Latent Harmony: Synergistic Unified UHD Image Restoration via Latent Space Regularization and Controllable Refinement
Yidi Liu, Xueyang Fu, Jie Huang, Jie Xiao, Dong Li, Wenlong Zhang, Lei Bai, Zheng-Jun Zha
TL;DR
Latent Harmony tackles UHD image restoration by decoupling latent-space generalization from high-frequency reconstruction. It first builds a robust LH-VAE latent space using progressive degradation perturbations, degradation-invariant semantic constraints, and latent equivariance, then refines restoration with high-frequency guided LoRA modules—FHF-LoRA for fidelity and PHF-LoRA for perception—driven by dedicated high-frequency losses. An inference-time parameter $\alpha$ enables explicit control over the fidelity-perception trade-off. Across UHD and standard-resolution benchmarks, Latent Harmony achieves state-of-the-art performance with improved efficiency and generalization, while preserving latent structure and enabling flexible output customization.
Abstract
Ultra-High Definition (UHD) image restoration faces a trade-off between computational efficiency and high-frequency detail retention. While Variational Autoencoders (VAEs) improve efficiency via latent-space processing, their Gaussian constraint often discards degradation-specific high-frequency information, hurting reconstruction fidelity. To overcome this, we propose Latent Harmony, a two-stage framework that redefines VAEs for UHD restoration by jointly regularizing the latent space and enforcing high-frequency-aware reconstruction.In Stage One, we introduce LH-VAE, which enhances semantic robustness through visual semantic constraints and progressive degradation perturbations, while latent equivariance strengthens high-frequency reconstruction.Stage Two jointly trains this refined VAE with a restoration model using High-Frequency Low-Rank Adaptation (HF-LoRA): an encoder LoRA guided by a fidelity-oriented high-frequency alignment loss to recover authentic details, and a decoder LoRA driven by a perception-oriented loss to synthesize realistic textures.

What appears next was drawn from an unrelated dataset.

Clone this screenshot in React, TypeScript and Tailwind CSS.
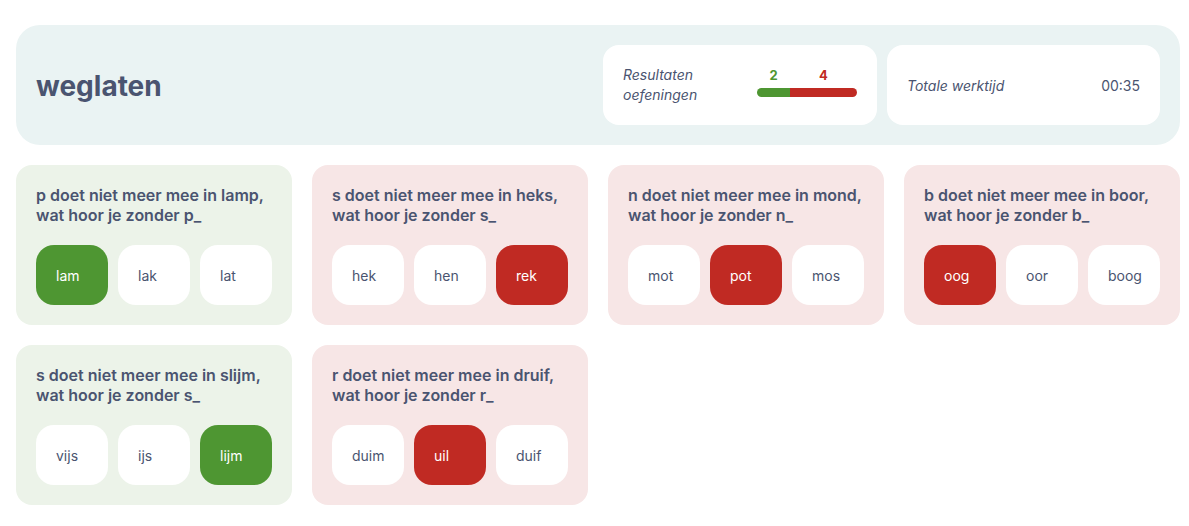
import React from "react";

type Q = { title: [string, string]; opts: string[]; sel: number; ok: boolean };

const qs: Q[] = [
  { title: ["p doet niet meer mee in lamp,", "wat hoor je zonder p_"], opts: ["lam", "lak", "lat"], sel: 0, ok: true },
  { title: ["s doet niet meer mee in heks,", "wat hoor je zonder s_"], opts: ["hek", "hen", "rek"], sel: 2, ok: false },
  { title: ["n doet niet meer mee in mond,", "wat hoor je zonder n_"], opts: ["mot", "pot", "mos"], sel: 1, ok: false },
  { title: ["b doet niet meer mee in boor,", "wat hoor je zonder b_"], opts: ["oog", "oor", "boog"], sel: 0, ok: false },
  { title: ["s doet niet meer mee in slijm,", "wat hoor je zonder s_"], opts: ["vijs", "ijs", "lijm"], sel: 2, ok: true },
  { title: ["r doet niet meer mee in druif,", "wat hoor je zonder r_"], opts: ["duim", "uil", "duif"], sel: 1, ok: false },
];

function Card({ q }: { q: Q }) {
  return (
    <div className={`rounded-2xl p-5 h-[160px] flex flex-col gap-5 ${q.ok ? "bg-[#ecf3e9]" : "bg-[#f7e6e6]"}`}>
      <div className="text-[16px] leading-5 font-semibold text-[#4a5470]">
        <div>{q.title[0]}</div>
        <div>{q.title[1]}</div>
      </div>
      <div className="flex gap-[10px]">
        {q.opts.map((o, i) => {
          const s = i === q.sel;
          const cls = s ? (q.ok ? "bg-[#4e9632] text-white" : "bg-[#c02a23] text-white") : "bg-white text-[#4a5470]";
          return (
            <div key={o} className={`w-[72px] h-[60px] rounded-[18px] pl-5 flex items-center text-[14px] ${cls}`}>
              {o}
            </div>
          );
        })}
      </div>
    </div>
  );
}

export default function App() {
  return (
    <div className="w-[1189px] h-[526px] bg-white p-4 pt-[25px] pr-[9px]" style={{ fontFamily: "Inter, 'Noto Sans', sans-serif" }}>
      <div className="h-[120px] rounded-3xl bg-[#eaf3f3] flex items-center pl-5 pr-5">
        <div className="flex-1 text-[28px] font-bold text-[#4a5470] pt-[2px]">weglaten</div>
        <div className="flex gap-[10px]">
          <div className="w-[274px] h-[80px] bg-white rounded-2xl px-5 flex items-center justify-between">
            <div className="italic text-[14px] leading-5 text-[#4a5470]">
              <div>Resultaten</div>
              <div>oefeningen</div>
            </div>
            <div className="w-[100px] flex flex-col gap-[5px] -mt-[6px]">
              <div className="flex text-[13px] font-bold leading-4">
                <div className="w-[33px] text-center text-[#4e9632]">2</div>
                <div className="flex-1 text-center text-[#c02a23]">4</div>
              </div>
              <div className="flex h-[9px] rounded-full overflow-hidden">
                <div className="w-[33px] bg-[#4e9632]" />
                <div className="flex-1 bg-[#c02a23]" />
              </div>
            </div>
          </div>
          <div className="w-[273px] h-[80px] bg-white rounded-2xl px-5 flex items-center justify-between text-[14px] text-[#4a5470]">
            <div className="italic">Totale werktijd</div>
            <div>00:35</div>
          </div>
        </div>
      </div>
      <div className="grid grid-cols-4 gap-5 mt-5 w-[1164px]">
        {qs.map((q, i) => (
          <Card key={i} q={q} />
        ))}
      </div>
    </div>
  );
}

Both LoRA modules are trained via alternating optimization with selective gradient propagation to preserve the pretrained latent structure.At inference, a tunable parameter α enables flexible fidelity-perception trade-offs.Experiments show Latent Harmony achieves state-of-the-art performance across UHD and standard-resolution tasks, effectively balancing efficiency, perceptual quality, and reconstruction accuracy.